If their duties in those positions do not sound busy enough, Ms Smith will also be exhibiting about 25 sheep.
Mrs Hall was following in the footsteps of her father, well-known sheep breeder Ian Smith, who has had two stints as president.
Ms Smith took over last year from longstanding secretary Neville Wahrlich who was in the job for more than 40 years. "I haven't got that in me", she confided.
But she was passionate about small local A&P Shows and their importance in rural communities such as her own.
She could see Mr Wahrlich not being able to "find a way out", unless someone said "pick me" and she was influenced slightly by her father and sister, who both said she could do it.
On reflection, she was "not the least bit sorry" for putting her hand up, she said.
The first year was challenging as the show shifted from notebooks and handwritten receipts to now being online - "but we're there".
There was still a long way to go but it was to be a lot easier this year, she said.
The Maniototo A&P Show was always an important fixture for the both community and the Smith family.
Ms Smith recalled her floral sand saucer entries as a child, while her sister was more likely to be found asleep in the sheep pens, she quipped. And if Mrs Hall wasn't there, then she might have been exhibiting a pet lamb or a pony.
Ms Smith was hoping to see a bigger turnout at next year's show. As well as being about the show itself, the event was also a time for the community to catch up; life always seemed to be so busy and people were always in such a rush, she said.
Mrs Hall had been involved in the committee for years - "if you were farming in the Maniototo . . . you had to be there in some capacity".
She started as a steward in the wool section and ended up spending about 15 years as senior wool steward.
While Ms Smith had not really thought too much about whether it was unusual having two sisters in such positions, she acknowledged she felt both excited and relieved that Mrs Hall was coming in.
Last year, Mrs Hall was in the secretary's caravan with her sister as a runner and will fulfil that role again this year, and daughter Olivia Hall had been roped in too.
The pair were at the New Zealand Agricultural Show in Christchurch last week, where Ms Smith was exhibiting her Romney sheep, helped by her sister.
The sisters travelled to the show with a load of rams, enjoying spending the time together. There was a familiarity in attending the show, Mrs Hall said, and it was nice to see friendly faces.

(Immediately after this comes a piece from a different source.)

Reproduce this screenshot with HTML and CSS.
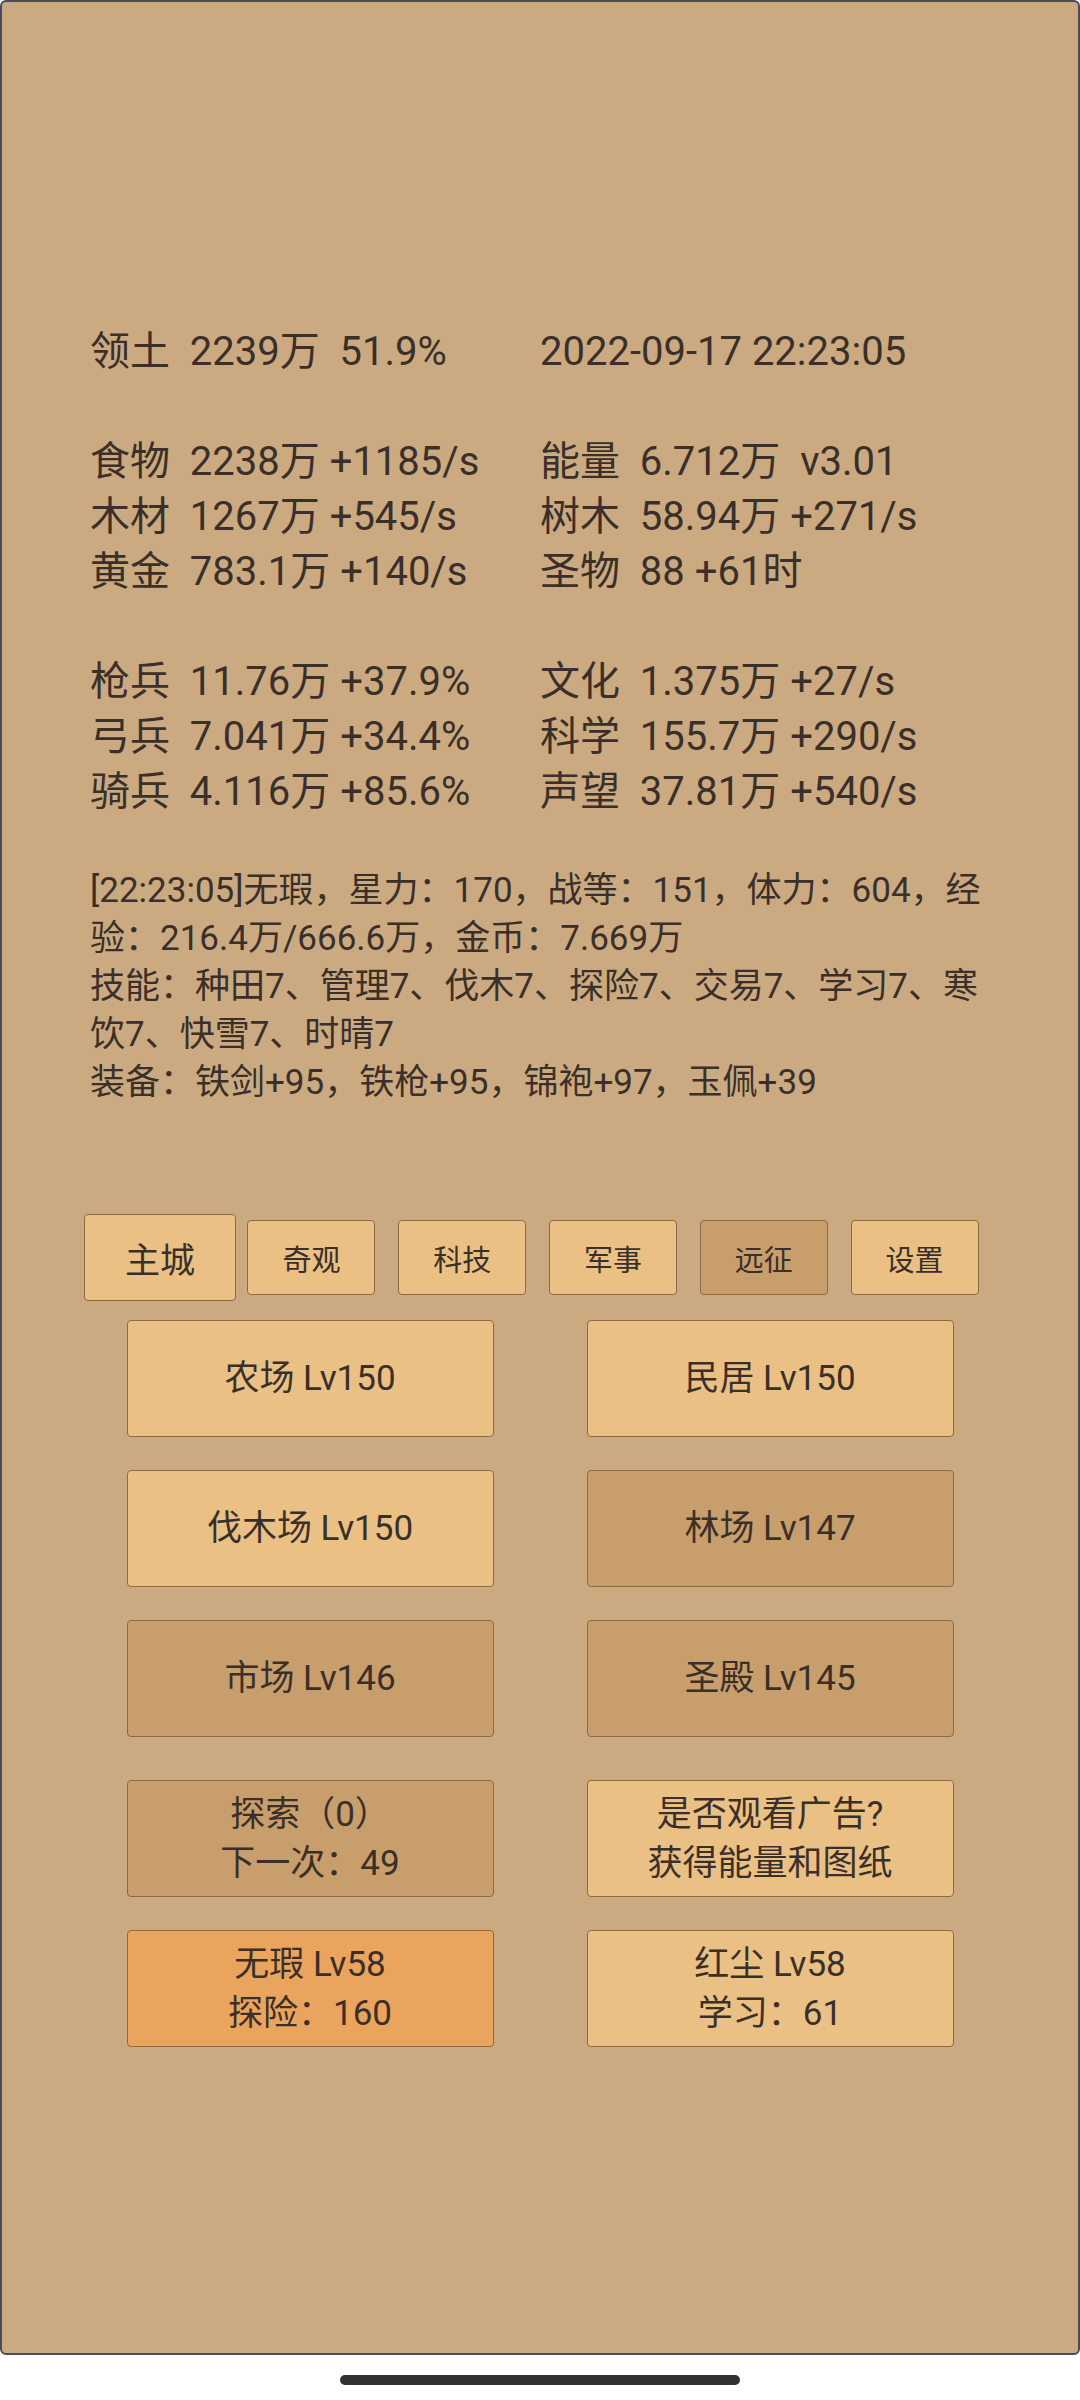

They were also using it as an opportunity to promote their own show to stallholders and to have a look around.
"You have to go to shows to run a show and open your eyes", Ms Smith said.
Sheep and wool has long been a passion for Mrs Hall who "grew up in Dad's pocket", acknowledging there were a few school days wagged, particularly around lambing time.
Her sister lived in Greece for 26 years, and managed a sailing company before returning home in 2016 with partner Simon Norwick. Back in New Zealand, she took over her father's Romney and Dorset Down sheep studs.
Mrs Hall said she was grateful every day to have a sibling in the Maniototo - and the sisters were also neighbours.
"I knew coming home and having a sister nearby was going to be good but I didn't know this good. It's really, really lovely", Ms Smith said.
She had relied very heavily on Mrs Hall - who farms with husband Jeff - for farming knowledge, saying all her "stupid questions" were sent her way.
While it was quite a dramatic lifestyle change, it was one that she had adapted well to.
"I'm getting some new muscles and I'm really, really enjoying it. Every day I have to concentrate on what I'm doing."
While there were some challenges around farming, parts of it had stabilised and it provided a great lifestyle, Ms Smith said. The Maniototo, her sister added, was a great place to live.